On April 7, 1992, with her grievance still pending, claimant resigned, giving two weeks notice. Claimant then applied for unemployment insurance benefits. The Unemployment Insurance Appeal Board ultimately determined that claimant was disqualified from receiving benefits because she voluntarily left her employment without good cause. Claimant now appeals.
We affirm. In our view, substantial evidence supports the Board’s determination that claimant voluntarily left her employment without good cause. It is well settled that neither an inability to get along with a supervisor nor criticism of an employee’s work product by a supervisor constitutes good cause for leaving employment (see, Matter of Rossano [Hudacs], 181 AD2d 937). Further, based on this record, we agree with the Board that the fact that claimant’s grievance was not resolved within five weeks after she filed it did not constitute good cause for her to quit her job (cf., Matter of Roth [Catherwood], 34 AD2d 1081).
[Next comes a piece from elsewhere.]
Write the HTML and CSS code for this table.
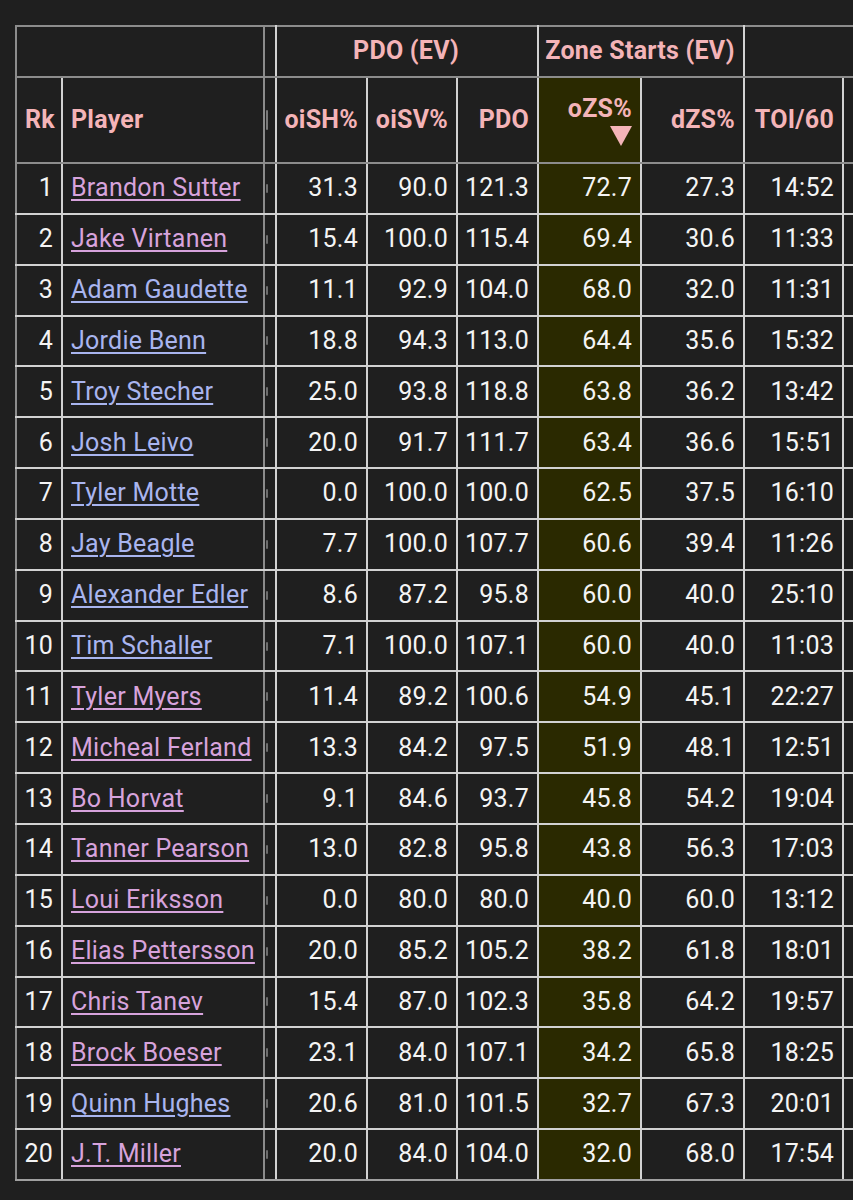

While claimant argues that the alleged ostracism by her co-workers created a hostile work environment which justified her decision to leave her employment, the Board clearly credited testimony from one of the employer’s witnesses indicating that if claimant was avoided by her co-workers it was solely because she was difficult to work with. In any event, since there is no indication that claimant sought help from her employer because of any alleged mistreatment by her coworkers (see, Matter of Frenya [Sweeney], 212 AD2d 921), this alleged circumstance cannot provide good cause for her resignation.
Claimant’s remaining arguments have been considered and found to be unpersuasive.
Mikoll, J. P., Mercure, Crew III and Yesawich Jr., JJ., concur. Ordered that the decision is affirmed, without costs.